Josh Rosen: It largely or almost entirely relates to continuing to have New York on our books, and so we had a fixed charge covenant ratio performance metric for the first quarter that would allow us to kick the term of the debt all the way out to potentially – it’s quarter by quarter, but all the way out to potentially early 2026. And with New York on the operating law side, we were going to have a very hard time meeting that for the first quarter, for instance. The other side of that is, per that credit agreement, we were required to have sold New York and we had not yet closed on that transaction. So that puts us out of compliance. And so, those are the two places that create that need to address. And as I referenced, very pleased with the collaborative approach of our secured lender and Chicago Atlantic has been – and they have been supportive relative to the performance that we put up.

And it’s definitely been part of – I’m sure why they chose to be collaborative is I think we are performing well. And I think they also note that there’s continued room for ongoing improvement.

Benedict Cubitt: Are they likely to give something up? Like, they asked for kind of like, I don’t know, a bunch of warrants? Are they going to have to pay up to get it extended or is it something more like they’re obviously a big shareholder and a big creditor, so it’ll be relatively seamless or are they going to ask for their pound of flesh?

Josh Rosen: I will only note that they are a secured lender at core.

Benedict Cubitt: I also noticed that you called it a binding term sheet with this Ace group. What’s between this and I guess a definitive agreement? Like, are you close to that or like what…?

Josh Rosen: There are a couple of moving pieces and closing conditions that go along with this. But, really, the key components is capital at risk in their vein.
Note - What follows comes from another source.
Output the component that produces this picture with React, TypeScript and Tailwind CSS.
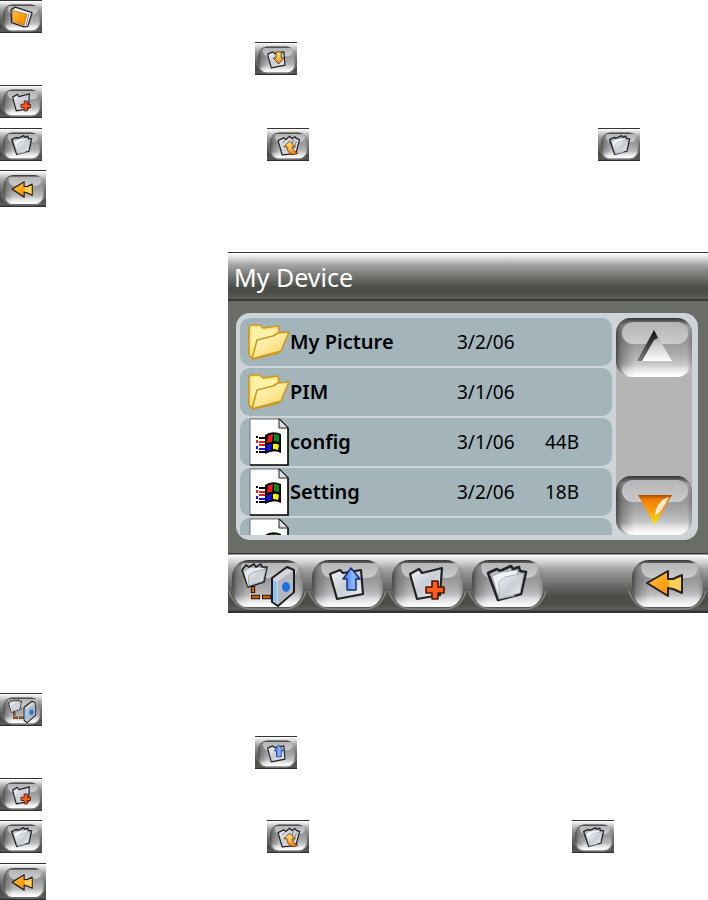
import type { ReactNode } from "react";

const barClass =
    "bg-[linear-gradient(to_bottom,#333_0,#333_2%,#fff_3%,#e8e8e8_9%,#a2a3a2_27%,#6e706d_52%,#4b4d49_72%,#4b4d49_84%,#5c5e5b_94%,#30322f_98%)]";

// shared gradients, referenced by every button drawing on the page
const Gradients = () => (
    <svg width="0" height="0" className="absolute" aria-hidden="true">
        <defs>
            <linearGradient id="body" x1="0" y1="0" x2="0" y2="1">
                <stop offset="0" stopColor="#333" />
                <stop offset="0.07" stopColor="#666" />
                <stop offset="0.14" stopColor="#a8a8a8" />
                <stop offset="0.4" stopColor="#98989a" />
                <stop offset="0.65" stopColor="#b0b0b2" />
                <stop offset="0.85" stopColor="#d4d4d6" />
                <stop offset="1" stopColor="#f6f6f6" />
            </linearGradient>
            <linearGradient id="side" x1="0" y1="0" x2="1" y2="0">
                <stop offset="0" stopColor="#222" stopOpacity="0.7" />
                <stop offset="0.08" stopColor="#444" stopOpacity="0.4" />
                <stop offset="0.25" stopColor="#555" stopOpacity="0" />
                <stop offset="0.93" stopColor="#555" stopOpacity="0" />
                <stop offset="1" stopColor="#333" stopOpacity="0.3" />
            </linearGradient>
            <linearGradient id="cap" x1="0" y1="0" x2="0" y2="1">
                <stop offset="0" stopColor="#b4b4b6" />
                <stop offset="1" stopColor="#cbcbce" />
            </linearGradient>
            <linearGradient id="glow" x1="0" y1="0" x2="0" y2="1">
                <stop offset="0.5" stopColor="#fff" stopOpacity="0" />
                <stop offset="1" stopColor="#fff" stopOpacity="0.9" />
            </linearGradient>
            <linearGradient id="paper" x1="0" y1="0" x2="1" y2="1">
                <stop offset="0" stopColor="#f4f5f8" />
                <stop offset="0.5" stopColor="#c9cdd5" />
                <stop offset="1" stopColor="#f2f3f6" />
            </linearGradient>
            <linearGradient id="blue" x1="0" y1="0" x2="1" y2="0">
                <stop offset="0" stopColor="#2c6ce8" />
                <stop offset="0.6" stopColor="#8fb8ff" />
                <stop offset="1" stopColor="#4c86f4" />
            </linearGradient>
            <linearGradient id="orange" x1="0" y1="0" x2="1" y2="1">
                <stop offset="0" stopColor="#ffc24a" />
                <stop offset="0.6" stopColor="#ff9a0c" />
                <stop offset="1" stopColor="#ff8400" />
            </linearGradient>
            <linearGradient id="amber" x1="0" y1="0" x2="0" y2="1">
                <stop offset="0" stopColor="#ffd768" />
                <stop offset="0.5" stopColor="#ffc04a" />
                <stop offset="1" stopColor="#ff7a1a" />
            </linearGradient>
            <linearGradient id="down" x1="0" y1="0" x2="0" y2="1">
                <stop offset="0" stopColor="#a84c00" />
                <stop offset="0.15" stopColor="#f07c00" />
                <stop offset="0.55" stopColor="#ffa010" />
                <stop offset="1" stopColor="#f4f000" />
            </linearGradient>
            <linearGradient id="up" x1="0" y1="0" x2="0" y2="1">
                <stop offset="0" stopColor="#888" />
                <stop offset="0.5" stopColor="#cfcfd1" />
                <stop offset="1" stopColor="#fff" />
            </linearGradient>
            <linearGradient id="upShade" x1="0" y1="0" x2="0" y2="1">
                <stop offset="0" stopColor="#111" />
                <stop offset="0.6" stopColor="#4c4c4c" />
                <stop offset="1" stopColor="#7a7a7a" />
            </linearGradient>
            <linearGradient id="folder" x1="0" y1="0" x2="1" y2="1">
                <stop offset="0" stopColor="#fffbe0" />
                <stop offset="0.5" stopColor="#ffe795" />
                <stop offset="1" stopColor="#ffd45e" />
            </linearGradient>
        </defs>
    </svg>
);

const NewFolderIcon = () => (
    <g strokeLinejoin="round">
        <path d="M22 21 31 16 34 20 54 15 52 42 29 46Z" fill="url(#paper)" stroke="#222" strokeWidth="2.2" />
        <path d="M44 28h6v6h6v6h-6v6h-6v-6h-6v-6h6Z" fill="#ff5a1c" stroke="#4a1608" strokeWidth="1.6" />
    </g>
);

const FoldersIcon = () => (
    <g strokeLinejoin="round">
        <path
            d="M20 20 29 16 32 18 43 13 45 16 51 14 52 18 58 19 53 41 30 47Z"
            fill="#b9bdc6"
            stroke="#222"
            strokeWidth="2.6"
        />
        <path d="M24 23 33 19 50 17 46 43 31 46Z" fill="#f1f2f6" stroke="#8b8f99" strokeWidth="0.8" />
        <path d="M31 29 37 24 56 20 52 40 31 46Z" fill="url(#paper)" stroke="#9da1aa" strokeWidth="0.8" />
    </g>
);

const Page = () => (
    <path
        d="M22 21 32 17 35 20 53 17 55 41 29 46Z"
        fill="url(#paper)"
        stroke="#222"
        strokeWidth="2.2"
        strokeLinejoin="round"
    />
);

const UploadIcon = () => (
    <g strokeLinejoin="round">
        <Page />
        <path d="M43 15 52 26H48V37H39V26H35Z" fill="url(#blue)" stroke="#14306e" strokeWidth="1.4" />
    </g>
);

const DownloadIcon = () => (
    <g strokeLinejoin="round">
        <Page />
        <path d="M38 17H48V28H53L43 39 33 28H38Z" fill="url(#amber)" stroke="#4a3010" strokeWidth="1.6" />
    </g>
);

const MoveUpIcon = () => (
    <g strokeLinejoin="round">
        <path
            d="M19 22 30 17 34 20 41 14 45 18 52 15 54 18 60 20 54 42 48 46 27 48Z"
            fill="url(#paper)"
            stroke="#222"
            strokeWidth="2.4"
        />
        <path d="M48 19 45 31M54 23 49 37M33 21 27 26" stroke="#555" strokeWidth="1.4" />
        <path
            d="M41 23 52 33H46C47 40 51 43 57 45 51 49 36 48 36 33H30Z"
            fill="url(#amber)"
            stroke="#5a2c08"
            strokeWidth="1.5"
        />
    </g>
);

const NetworkIcon = () => (
    <g strokeLinejoin="round">
        <path
            d="M14 17 18 12 21 14 26 11 28 14 33 11 34 14 39 14 36 29 20 34Z"
            fill="#aeb2ba"
            stroke="#222"
            strokeWidth="1.6"
        />
        <path d="M16 19 22 15 36 15 34 29 20 33Z" fill="#e6e8ed" />
        <path d="M21 22 26 19 38 16 35 28 20 33Z" fill="url(#paper)" stroke="#9498a0" strokeWidth="0.8" />
        <path d="M25 33V40M23 44H32M34 44H43" stroke="#2a1608" strokeWidth="4.4" />
        <path d="M25 34V39M24 44H31M35 44H42" stroke="#c86410" strokeWidth="2.4" />
        <path d="M44 25 59 14 66 17V39L50 53 44 49Z" fill="#d4d7de" stroke="#1c1c1c" strokeWidth="2" />
        <path d="M50 28 65 18V39L50 51Z" fill="#b4b8c2" />
        <path d="M45 27 49 29V51L45 48Z" fill="#8cc4f6" />
        <ellipse cx="58" cy="34" rx="4" ry="5" fill="#2272e0" />
    </g>
);

const DeviceIcon = () => (
    <g strokeLinejoin="round">
        <path d="M19 17 27 12 59 22 51 47 44 48 20 40Z" fill="#f1f1f3" stroke="#222" strokeWidth="2.4" />
        <path d="M22 18 49 25 44 45 22 38Z" fill="url(#orange)" stroke="#8a4800" strokeWidth="1" />
        <path d="M53 24 48 45" stroke="#777" strokeWidth="1.6" />
    </g>
);

const BackIcon = () => (
    <g strokeLinejoin="round">
        <path
            d="M19 30 40 18V26L45 26 54 22V40L45 36 40 35V43Z"
            fill="url(#orange)"
            stroke="#222"
            strokeWidth="2"
        />
        <path d="M41 27 46 27 53 24V38L46 35 41 34Z" fill="#ffd058" />
    </g>
);

type BarButtonProps = {
    label: string;
    className: string;
    viewBox?: string;
    children: ReactNode;
};

const BarButton = ({ label, className, viewBox = "0 0 80 60", children }: BarButtonProps) => (
    <button type="button" aria-label={label} className={`block shrink-0 ${className}`}>
        <svg viewBox={viewBox} preserveAspectRatio="none" className="block h-full w-full" fill="none">
            <path d="M1 38C5 52 14 56 24 56H56C66 56 74 52 78 38" stroke="#d8d8da" strokeWidth="1.4" opacity="0.4" />
            <rect x="4" y="7" width="71" height="47" rx="17" fill="url(#body)" />
            <rect x="4" y="7" width="71" height="47" rx="17" fill="url(#side)" />
            <rect x="7" y="30" width="65" height="24" rx="12" fill="url(#glow)" />
            <path d="M16 10H67Q70 10 70 14 69 25 58 25H25Q14 25 13 14 13 10 16 10Z" fill="url(#cap)" />
            {children}
        </svg>
    </button>
);

const Thumb = ({ label, children }: { label: string; children: ReactNode }) => (
    <BarButton label={label} viewBox="-2 -1 80 60" className={`h-[33px] w-[42px] ${barClass}`}>
        {children}
    </BarButton>
);

const BackThumb = () => (
    <BarButton label="Back" viewBox="-2 -1 80 60" className={`h-[37px] w-[46px] ${barClass}`}>
        <BackIcon />
    </BarButton>
);

const FolderIcon = () => (
    <svg width="42" height="38" viewBox="0 0 42 38" className="block" strokeLinejoin="round">
        <path d="M1 4 3 2H12L15 5 30 3 31 8V30L5 36 1 32Z" fill="#ffe680" stroke="#c99a1c" strokeWidth="1.6" />
        <path d="M4 5 12 4 15 7 29 6V20L4 24Z" fill="#fff2a8" />
        <path d="M9 17 25 13 30 10 41 9 33 28 4 36Z" fill="url(#folder)" stroke="#c99a1c" strokeWidth="1.6" />
    </svg>
);

const FileIcon = () => (
    <svg width="42" height="48" viewBox="0 0 42 48" className="block">
        <path d="M2 1H31L40 10V47H2Z" fill="#fff" />
        <path d="M2 47V1H31" fill="none" stroke="#777" />
        <path d="M31 1 40 10V47H2" fill="none" stroke="#000" strokeWidth="1.6" />
        <path d="M31 1V10H40Z" fill="#ddd" stroke="#222" />
        <path d="M17 17Q24 12 33 16V35Q26 31 17 36Z" fill="#000" />
        <path d="M20 18Q22 16 25 16L24 24Q21 24 19 25Z" fill="#f01818" />
        <path d="M26 16Q29 16 31 17V24Q28 23 26 23Z" fill="#0a8a1c" />
        <path d="M19 27Q21 26 24 26L23 32Q20 32 18 34Z" fill="#1010f0" />
        <path d="M25 26Q28 25 31 27L30 32Q27 31 25 31Z" fill="#f8f000" />
        <g fill="none" strokeWidth="2">
            <path d="M9 20V18M11 20H17M9 35V33M11 34H17" stroke="#000" />
            <path d="M9 22V25M11 24H17M11 27H17" stroke="#f01818" />
            <path d="M9 28V31M11 31H17" stroke="#1010f0" />
        </g>
    </svg>
);

const files = [
    { type: "folder", name: "My Picture", date: "3/2/06", size: "" },
    { type: "folder", name: "PIM", date: "3/1/06", size: "" },
    { type: "file", name: "config", date: "3/1/06", size: "44B" },
    { type: "file", name: "Setting", date: "3/2/06", size: "18B" },
    { type: "file", name: "", date: "3/2/06", size: "" },
];

const ScrollButton = ({ label, children }: { label: string; children: ReactNode }) => (
    <button type="button" aria-label={label} className="block h-[59px] w-full">
        <svg viewBox="0 0 76 59" preserveAspectRatio="none" className="block h-full w-full">
            <rect width="76" height="59" rx="15" fill="url(#body)" />
            <rect width="76" height="59" rx="15" fill="url(#side)" />
            <rect x="5" y="34" width="68" height="25" rx="12" fill="url(#glow)" />
            <rect x="6" y="4" width="66" height="22" rx="11" fill="url(#cap)" />
            {children}
        </svg>
    </button>
);

const FileBrowser = () => (
    <section className="min-w-0 flex-1 bg-[#6a6c68]">
        <h1 className={`flex h-[49px] items-center pl-[6px] text-[25px] leading-[30px] text-white ${barClass}`}>
            My Device
        </h1>
        <div className="px-2 pt-3 pb-[13px]">
            <div className="mr-[2px] flex gap-1 rounded-[14px] bg-[#cdd3d7] py-[5px] pr-[6px] pl-1">
                <div className="h-[217px] flex-1 overflow-hidden">
                    <table className="-mt-[2px] w-full table-fixed border-separate border-spacing-x-0 border-spacing-y-[2px] text-[19px] leading-6">
                        <tbody>
                            {files.map((file, i) => (
                                <tr key={i} className="h-12">
                                    <td className="w-[50px] rounded-l-[10px] bg-[#a4b4bb] p-0 pl-2">
                                        {file.type == "folder" ? <FolderIcon /> : <FileIcon />}
                                    </td>
                                    <td className="bg-[#a4b4bb] p-0 text-[20px] font-semibold">{file.name}</td>
                                    <td className="w-[88px] bg-[#a4b4bb] p-0">{file.date}</td>
                                    <td className="w-[67px] rounded-r-[10px] bg-[#a4b4bb] p-0">{file.size}</td>
                                </tr>
                            ))}
                        </tbody>
                    </table>
                </div>
                <div className="flex w-[76px] flex-col justify-between rounded-[15px] bg-[#b5b5b5]">
                    <ScrollButton label="Scroll up">
                        <path d="M38 12 22 43H56Z" fill="url(#up)" />
                        <path d="M38 12 21 43H26L38 22 42 20Z" fill="url(#upShade)" />
                    </ScrollButton>
                    <ScrollButton label="Scroll down">
                        <path d="M22 19H56L39 49Z" fill="url(#down)" />
                        <path d="M53 21Q40 24 39 40 46 36 53 21Z" fill="#fff" opacity="0.8" />
                    </ScrollButton>
                </div>
            </div>
        </div>
        <div className={`flex ${barClass}`}>
            <BarButton label="Network" className="h-[60px] w-20">
                <NetworkIcon />
            </BarButton>
            <BarButton label="Upload" className="h-[60px] w-20">
                <UploadIcon />
            </BarButton>
            <BarButton label="New folder" className="h-[60px] w-20">
                <NewFolderIcon />
            </BarButton>
            <BarButton label="Folders" className="h-[60px] w-20">
                <FoldersIcon />
            </BarButton>
            <BarButton label="Back" className="ml-auto h-[60px] w-20">
                <BackIcon />
            </BarButton>
        </div>
    </section>
);

const App = () => {
    return (
        <main className="bg-white font-['Noto_Sans',sans-serif] text-black">
            <Gradients />
            <div className="flex flex-col gap-[10px]">
                <div className="flex flex-col gap-[9px]">
                    <Thumb label="Device">
                        <DeviceIcon />
                    </Thumb>
                    <div className="pl-[255px]">
                        <Thumb label="Download">
                            <DownloadIcon />
                        </Thumb>
                    </div>
                </div>
                <Thumb label="New folder">
                    <NewFolderIcon />
                </Thumb>
                <div className="flex flex-col gap-[9px]">
                    <div className="flex">
                        <Thumb label="Folders">
                            <FoldersIcon />
                        </Thumb>
                        <div className="ml-[225px]">
                            <Thumb label="Move up">
                                <MoveUpIcon />
                            </Thumb>
                        </div>
                        <div className="ml-[289px]">
                            <Thumb label="Folders">
                                <FoldersIcon />
                            </Thumb>
                        </div>
                    </div>
                    <BackThumb />
                </div>
            </div>
            <div className="mt-[45px] mb-20 flex pl-[228px]">
                <FileBrowser />
            </div>
            <div className="flex flex-col gap-[10px]">
                <Thumb label="Network">
                    <NetworkIcon />
                </Thumb>
                <div className="flex flex-col gap-[9px]">
                    <div className="pl-[255px]">
                        <Thumb label="Upload">
                            <UploadIcon />
                        </Thumb>
                    </div>
                    <Thumb label="New folder">
                        <NewFolderIcon />
                    </Thumb>
                    <div className="flex">
                        <Thumb label="Folders">
                            <FoldersIcon />
                        </Thumb>
                        <div className="ml-[225px]">
                            <Thumb label="Move up">
                                <MoveUpIcon />
                            </Thumb>
                        </div>
                        <div className="ml-[263px]">
                            <Thumb label="Folders">
                                <FoldersIcon />
                            </Thumb>
                        </div>
                    </div>
                </div>
                <BackThumb />
            </div>
        </main>
    );
};

export default App;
So, they need to close in the capital piece, something that we’ve got – as I referenced before, never guaranteed, but really optimistic that they’ve got the pieces put together for that part. And so, that piece is one. We are still working through the full puts and takes of the corporate guarantee on the innovative industrial property sale respect that we have. So that would be the other dynamic that would tie into an ultimate closing. And then, obviously, the regulatory piece of this, although you can have definitive docs before and be contingent upon regulatory. And so, I would consider it relatively close with the actual form and function of the definitive docs, but we’re not over that finish line yet.

Benedict Cubitt: I guess that was my next question. So, Goodness Growth is having to provide a corporate guarantee to IIPR? Like, they won’t just take them on as a new counterparty?

Josh Rosen: That’s what exists today. But upon closing with enough capital and with some certain conditions, that’s the piece that there’s still a little bit of put and take to.

Operator: [Operator Instructions]. There are no further questions at this time. I would like to thank everyone. This concludes today’s call. You may now disconnect.